The 60 students who packed a conference room at the Plasma Fusion Center last week were a little more vocal than the usual lecture attendees-they were first-graders from Boston's Joseph J. Hurley School delighting in the science lessons being imparted by technical supervisor Paul Thomas, a.k.a. "Mr. Magnet."
Mr. Thomas takes his act on the road about once a month, demonstrating various principles of electricity and magnetism at elementary schools. Students visit him at MIT twice a year, but this was the first time that a group so young had come here to see him. "It has a real attraction-pardon the pun-for little kids," he said.
The building's usually quiet atmosphere was interrupted by children's excited squeals as they saw "lightning" crackle from a Van de Graaff generator and fistfuls of Rice Krispies fly from a metal pie plate atop "The Boomer," a device Mr. Thomas uses to demonstrate an impulse magnetic field. He adapted the machine from sonar equipment developed years ago by the late Professor Harold (Doc) Edgerton.
"Mr. Magnet" is part of the Plasma Fusion Center's outreach program and MIT's Council on Primary and Secondary Education, whose goal is to get children interested in science early on. "I want to show you that science is a lot of fun. That's the name of the game," Mr. Thomas told his young audience.
"We're trying to get the students to think like scientists and work in teams like scientists," said Dr. Virginia Zanger, director of the Hurley School's two-year-old Hands-On Science Project.
In addition to Mr. Magnet, Hurley students have visited four other MIT scientists: Anita Flynn and Lukas Ruecker, graduate students in electrical engineering and computer science, Richard Perdichizzi, a technical instructor in aeronautics and astronautics, and Professor Rainer Weiss of physics. The third-grade children, who had been studying the scientific process, were able to tour labs and see actual experiments being carried out, Dr. Zanger said.

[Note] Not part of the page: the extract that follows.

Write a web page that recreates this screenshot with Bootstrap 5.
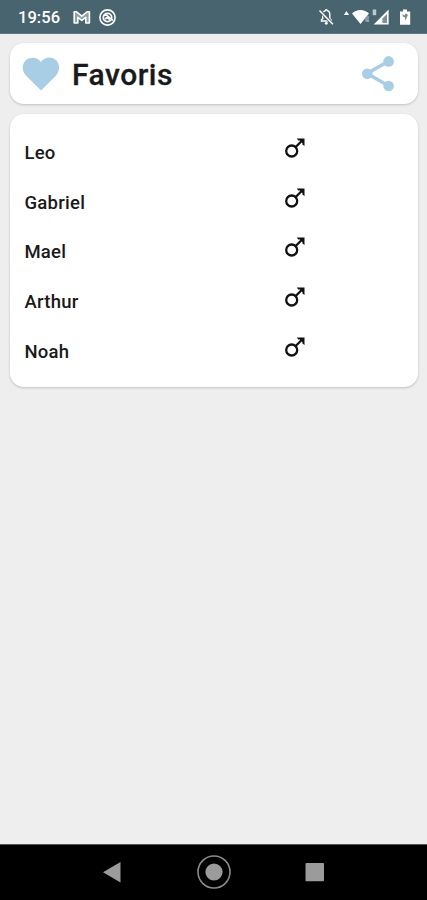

"We're very encouraged that the kids get to see the connection between what they do in the classroom and what grown-ups do," she said. "We're thrilled with the generosity that MIT people have shown us in encouraging young scientists of the future. MIT is a wonderful resource."
The first-graders were pretty thrilled as well, if their scrambling for vantage points and selection as demonstration volunteers was any indication. "They're so excited," Dr. Zanger said. "Kid are begging their parents to buy them magnets."
A version of this article appeared in the May 4, 1994 issue of MIT Tech Talk (Volume 38, Number 34).